Developing…metacognitive abilities equips learners with the higher-order thinking skills necessary to effectively leverage AI tools, evaluate AI-generated information, and maintain a competitive edge in an increasingly automated workforce.
My Reflection
Essentially, the takeaway here is straightforward:
develop students using proven, evidence-based instructional strategies as well as how to be a part of the scientific community via debate within the context of AI-powered work.
As I read this, I am reminded of Jonathann Rauch’s _The Constitution of Knowledge _.
Jonathan shares in his book:
A scientist is a trained professional who is plugged into thousands of others through journals and universities and scientific organizations. They have their own rules and customs, resources, and vocabulary.
That’s powerful right? How are we going to use AI according to our own rules and customs? Jonathan goes on to write:
As humans, we all outsource our interpretation of reality and even our perceptions of reality, to our social groups and personal networks. What will become scientific knowledge is produced collectively through the clashing and meshing of a variety of points of view.

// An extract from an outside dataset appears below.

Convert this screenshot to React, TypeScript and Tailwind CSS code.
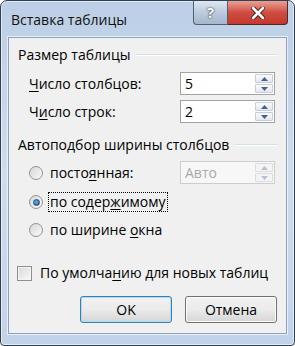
import React from "react";

const U = ({ children }: { children: React.ReactNode }) => (
  <span className="underline decoration-1 underline-offset-[2px]">{children}</span>
);

function Tri({ up, color }: { up?: boolean; color: string }) {
  return (
    <svg width="7" height="4" viewBox="0 0 7 4">
      <polygon points={up ? "0,4 7,4 3.5,0" : "0,0 7,0 3.5,4"} fill={color} />
    </svg>
  );
}

function Spin({ value, disabled }: { value: string; disabled?: boolean }) {
  return (
    <div
      className={`w-[95px] h-[23px] flex items-stretch border p-[1px] ${
        disabled ? "border-[#cdcdcd] bg-[#f7f7f7]" : "border-[#a3a3a3] bg-white"
      }`}
    >
      <div
        className={`flex-1 flex items-center pl-[3px] ${
          disabled ? "text-[#a8a8a8]" : "text-black"
        }`}
      >
        {value}
      </div>
      <div className="w-[18px] flex flex-col gap-[1px]">
        <div
          className={`flex-1 flex items-center justify-center border rounded-[1px] ${
            disabled
              ? "border-[#dcdcdc] bg-[#f4f4f4]"
              : "border-[#c5cfda] bg-gradient-to-b from-[#f9fafc] to-[#e3e8ee]"
          }`}
        >
          <Tri up color={disabled ? "#b8c0cc" : "#4a5f86"} />
        </div>
        <div
          className={`flex-1 flex items-center justify-center border rounded-[1px] ${
            disabled
              ? "border-[#dcdcdc] bg-[#f4f4f4]"
              : "border-[#c5cfda] bg-gradient-to-b from-[#f9fafc] to-[#e3e8ee]"
          }`}
        >
          <Tri color={disabled ? "#b8c0cc" : "#4a5f86"} />
        </div>
      </div>
    </div>
  );
}

function Radio({ checked }: { checked?: boolean }) {
  return (
    <div className="w-[14px] h-[14px] rounded-full border border-[#939393] bg-gradient-to-br from-[#d6d6d6] to-[#fbfbfb] flex items-center justify-center shrink-0">
      {checked && (
        <div className="w-[7px] h-[7px] rounded-full bg-[radial-gradient(circle_at_40%_40%,#6cb2e8,#1b5a96)] border border-[#1d4f7c]" />
      )}
    </div>
  );
}

function GroupHeader({ text }: { text: string }) {
  return (
    <div className="h-[18px] flex items-center pl-[9px] pr-[8px]">
      <span>{text}</span>
      <div className="flex-1 ml-[6px] h-[2px] border-t border-[#d5dfe5] border-b border-b-white" />
    </div>
  );
}

export default function App() {
  return (
    <div className="w-[295px] h-[346px] bg-white font-['Open_Sans','Noto_Sans',sans-serif] text-[14px] leading-none text-black">
      <div className="w-[295px] h-[346px] flex flex-col rounded-t-[7px] rounded-b-[4px] border border-[#33404f] bg-gradient-to-b from-[#bccfe6] via-[#cfdcee] to-[#c2d3e9] px-[7px] pb-[11px] shadow-[inset_0_0_0_1px_rgba(255,255,255,0.55)]">
        <div className="h-[36px] flex items-start shrink-0">
          <div className="pt-[12px] pl-[3px] text-[14px] text-[#111]">Вставка таблицы</div>
          <div className="ml-auto mr-[-1px] flex h-[24px]">
            <div className="w-[35px] h-full rounded-bl-[4px] border border-t-0 border-[#4f5f74] bg-gradient-to-b from-[#dfe7f1] via-[#bccbdd] to-[#a6b6cb] flex items-center justify-center text-white font-bold text-[15px] [text-shadow:0_0_2px_#2f3d50,0_0_1px_#2f3d50]">
              ?
            </div>
            <div className="w-[60px] h-full rounded-br-[4px] border border-l-0 border-t-0 border-[#5a2420] bg-gradient-to-b from-[#e7a095] via-[#cf4c40] to-[#c4382c] flex items-center justify-center">
              <svg width="14" height="12" viewBox="0 0 14 12">
                <path d="M2 1 L12 11 M12 1 L2 11" stroke="#4a1a16" strokeWidth="4.5" strokeLinecap="round" />
                <path d="M2 1 L12 11 M12 1 L2 11" stroke="#ffffff" strokeWidth="2.6" strokeLinecap="round" />
              </svg>
            </div>
          </div>
        </div>
        <div className="flex-1 flex flex-col border border-[#8ea2bb] bg-[#f0f0f0] shadow-[0_0_0_1px_rgba(255,255,255,0.6)]">
          <div className="mt-[8px]">
            <GroupHeader text="Размер таблицы" />
          </div>
          <div className="mt-[8px] h-[23px] flex items-center pl-[20px] pr-[11px]">
            <span>
              <U>Ч</U>исло столбцов:
            </span>
            <div className="ml-auto">
              <Spin value="5" />
            </div>
          </div>
          <div className="mt-[5px] h-[23px] flex items-center pl-[20px] pr-[11px]">
            <span>
              Ч<U>и</U>сло строк:
            </span>
            <div className="ml-auto">
              <Spin value="2" />
            </div>
          </div>
          <div className="mt-[13px]">
            <GroupHeader text="Автоподбор ширины столбцов" />
          </div>
          <div className="mt-[7px] h-[23px] flex items-center pl-[20px] pr-[11px]">
            <Radio />
            <span className="ml-[5px] border border-transparent px-[1px] py-[2px]">
              посто<U>я</U>нная:
            </span>
            <div className="ml-auto">
              <Spin value="Авто" disabled />
            </div>
          </div>
          <div className="mt-[8px] h-[20px] flex items-center pl-[20px]">
            <Radio checked />
            <span className="ml-[5px] border border-dotted border-black px-[1px] py-[2px]">
              по содер<U>ж</U>имому
            </span>
          </div>
          <div className="mt-[8px] h-[20px] flex items-center pl-[20px]">
            <Radio />
            <span className="ml-[5px] border border-transparent px-[1px] py-[2px]">
              по ширине <U>о</U>кна
            </span>
          </div>
          <div className="mt-[23px] h-[20px] flex items-center pl-[8px]">
            <div className="w-[15px] h-[15px] border border-[#8f8f8f] bg-gradient-to-br from-[#d8d8d8] to-[#fafafa] shadow-[inset_0_0_0_1px_#f4f4f4] shrink-0" />
            <span className="ml-[8px]">
              По умолча<U>н</U>ию для новых таблиц
            </span>
          </div>
          <div className="mt-[13px] flex justify-end gap-[13px] pr-[9px]">
            <div className="w-[92px] h-[27px] rounded-[3px] border border-[#3c7fb1] shadow-[inset_0_0_0_1px_#a9dcf6] bg-gradient-to-b from-[#f2f2f2] via-[#ebebeb] to-[#d6d6d6] flex items-center justify-center">
              OK
            </div>
            <div className="w-[92px] h-[27px] rounded-[3px] border border-[#707070] shadow-[inset_0_0_0_1px_#fcfcfc] bg-gradient-to-b from-[#f2f2f2] via-[#ebebeb] to-[#d6d6d6] flex items-center justify-center">
              Отмена
            </div>
          </div>
        </div>
      </div>
    </div>
  );
}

As long as background beliefs can be articulated and subjected to criticism from the scientific community, they can be defended, modified, or abandoned in response to such criticism.
So, in the context of AI, it’s not enough to prepare our students and young folk to
- Think critically in meta-cognitive ways, identify and solve complex problems. It’s ALSO super-important that we:
- Communicate and collaborate with each other, as well as
- Test our ideas, our perceptions and interpretations of reality, in a scientific community. That is, a community where our ideas can be tested by others , errors brought to light, and those ideas corrected or discarded.
Very powerful concepts. I can’t wait to explore this further in a subsequent.